There is not enough space to get into what happened at Ashuganj, but these two units once again, supported by 2nd Lieutenant Rajender Mohan’s troop of PT-76 tanks, despite taking heavy casualties, held the ground along the railway embankment, forcing the Pakistanis to not only withdraw across the river, but blow the bridge in the process. Bangladesh officers from 3 East Bengal Rifles, who saw the epic battle, were unanimous in the belief that it was the 18 Rajput action at Ashuganj that created the opening that was then grabbed by Lt Gen Sagat Singh, who was watching the firefight below from a helicopter. This then would result in the famous heli-lift by the IAF’s Mi-4 helicopters who then ferried 4 Guards to Narsingdi and the race to Dacca was then on.
18 Rajput’s Major T.L. Sharma, who rushed the bridge but was felled by a Pakistani burst of MMG fire, was recommended for a PVC, but Brig Mishra reduced the citation to a VrC. However, the old saying that a leopard never changes its spots, soon came to the fore.
Pakistani troops, not just content with raping and murdering the women they could get hold off, had collected all their ornaments and converted them into gold ingots.
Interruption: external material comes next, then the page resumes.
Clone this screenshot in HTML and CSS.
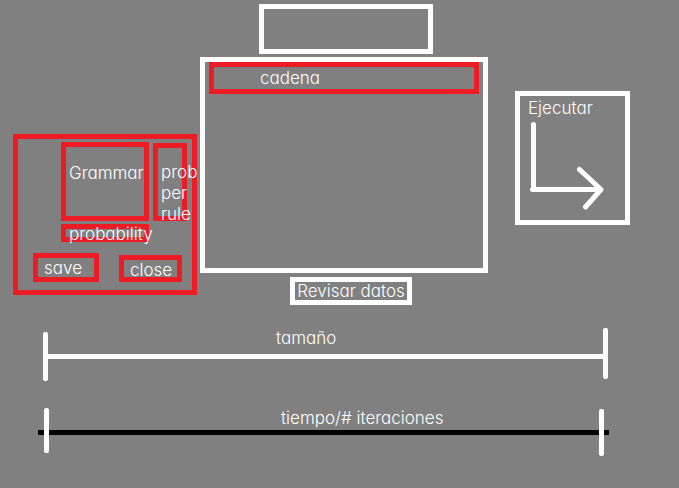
FILE: index.html
```html
<!DOCTYPE html>
<html lang="es">
<head>
<meta charset="utf-8">
<meta name="viewport" content="width=device-width, initial-scale=1">
<title>Cadena</title>
<link rel="stylesheet" href="styles.css">
</head>
<body>
<main>
  <div class="workspace">
    <form class="panel">
      <div class="rules">
        <div class="field grammar">
          <textarea id="grammar"></textarea>
          <label for="grammar">Grammar</label>
        </div>
        <div class="field per-rule">
          <textarea id="per-rule"></textarea>
          <label for="per-rule">prob per rule</label>
        </div>
        <div class="field probability">
          <input id="probability" type="text">
          <label for="probability">probability</label>
        </div>
      </div>
      <div class="actions">
        <button class="save" type="button">save</button>
        <button class="close" type="button">close</button>
      </div>
    </form>

    <div class="center">
      <input class="title" type="text" aria-label="Título">
      <section class="board">
        <div class="field cadena">
          <input id="cadena" type="text">
          <label for="cadena">cadena</label>
        </div>
      </section>
      <button class="review" type="button">Revisar datos</button>
    </div>

    <button class="run" type="button">
      <span>Ejecutar</span>
      <svg viewBox="0 0 76 91" width="76" height="91" aria-hidden="true">
        <path d="M5.500 5.500V70.500M4.500 70.500H72M51.500 50.500L73 70.500L57.500 88"/>
      </svg>
    </button>
  </div>

  <div class="scale size">
    <input id="size" type="range" min="0" max="100" value="0">
    <span class="end"></span>
    <label for="size">tamaño</label>
  </div>
  <div class="scale time">
    <input id="time" type="range" min="0" max="100" value="1">
    <span class="end"></span>
    <label for="time">tiempo/# iteraciones</label>
  </div>
</main>
</body>
</html>
```
FILE: styles.css
```css
* {
  box-sizing: border-box;
}

body {
  margin: 0;
  background: #808080;
}

body,
button,
input,
textarea {
  color: #fff;
  font-family: "Century Gothic", Inter, sans-serif;
  font-size: 17px;
  font-weight: 300;
  font-feature-settings: "cv11";
  line-height: 21px;
}

button,
textarea,
input {
  display: block;
  min-width: 0;
  margin: 0;
  padding: 0;
  border: 5px solid #fff;
  border-radius: 0;
  background: transparent;
  resize: none;
}

.workspace {
  display: grid;
  grid-template-columns: minmax(0, 184fr) minmax(0, 288fr) minmax(0, 139fr);
  gap: 3px;
  align-items: start;
  padding: 4px 49px 0 13px;
}

/* A field stacks its label on top of its control. */
.field,
.scale {
  display: grid;
}

.field {
  grid-template-columns: minmax(0, 1fr);
}

.field > *,
.scale > * {
  grid-area: 1 / 1;
}

.field > textarea,
.field > input {
  width: 100%;
  height: 100%;
  border-color: #ed1c24;
}

.field > label {
  z-index: 1;
}

.panel {
  margin-top: 130px;
  padding: 3px 5px 8px 15px;
  border: 5px solid #ed1c24;
}

.rules {
  display: grid;
  grid-template-columns: minmax(0, 88fr) minmax(0, 34fr);
  grid-template-rows: 79px 18px;
  gap: 3px 4px;
  padding-left: 28px;
}

.grammar label {
  padding: 21px 0 0 8px;
}

.per-rule {
  grid-template-rows: 78px;
  align-self: end;
}

.per-rule label {
  padding: 19px 0 0 8px;
}

.probability {
  grid-template-rows: 18px;
}

.probability label {
  padding-left: 8px;
}

.actions {
  display: flex;
  justify-content: space-between;
  align-items: end;
  margin: 11px 5px 0 0;
}

.actions button {
  border-color: #ed1c24;
  text-align: left;
}

.save {
  width: 66px;
  height: 29px;
  padding-left: 6px;
}

.close {
  width: 63px;
  height: 27px;
  padding-left: 6px;
}

.center {
  display: flex;
  flex-direction: column;
  align-items: center;
}

.title {
  width: 174px;
  height: 50px;
  margin-left: 4px;
}

.board {
  width: 100%;
  height: 216px;
  margin: 3px 0 4px;
  padding: 0 4px;
  border: 5px solid #fff;
}

.cadena {
  height: 32px;
}

.cadena label {
  padding: 6px 0 0 51px;
}

.review {
  width: 122px;
  height: 28px;
  margin-left: 14px;
  line-height: 18px;
  white-space: nowrap;
}

.run {
  margin: 87px 0 0 24px;
  padding: 2px 8px 10px;
  text-align: left;
}

.run span,
.run svg {
  display: block;
}

.run path {
  fill: none;
  stroke: #fff;
  stroke-width: 5px;
  stroke-linecap: round;
  stroke-linejoin: round;
}

.scale > input {
  appearance: none;
  width: 100%;
  border: 0;
  background: linear-gradient(#fff, #fff) 0 22px / 100% 5px no-repeat;
}

.scale > input::-webkit-slider-thumb {
  appearance: none;
  width: 5px;
  height: 49px;
  border-radius: 2px;
  background: #fff;
}

.end {
  justify-self: end;
  width: 5px;
  border-radius: 2px;
  background: #fff;
}

.scale > label {
  justify-self: start;
}

.size {
  margin: 23px 71px 0 43px;
}

.size > input {
  align-self: end;
  height: 49px;
}

.size .end {
  height: 51px;
  margin-bottom: 2px;
}

.size label {
  margin-left: 233px;
}

.time {
  margin: 27px 70px 0 38px;
}

.time > input {
  height: 45px;
  border-radius: 2px;
  background-image: linear-gradient(#000, #000);
}

.time > input::-webkit-slider-thumb {
  height: 45px;
}

.time .end {
  height: 47px;
  margin: 1px 5px 0 0;
}

.time label {
  margin-left: 243px;
}
```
Shortly after the fall of Dacca, Brig Mishra’s vehicle, along with a hired taxi heading for the Indian border, was intercepted by the military police, who found golf bags stuffed with the captured ‘booty’.
No wonder then, for those who know what happened with 311 Brigade, were last week startled to see Brigadier R.N. Mishra being hailed as a conquering hero by some officers. Blowing their own trumpets while downplaying those who followed the drum, they are trying to colour the narrative for reasons of their own. It’s perhaps time for some military historians to step up to the plate and set this one record straight!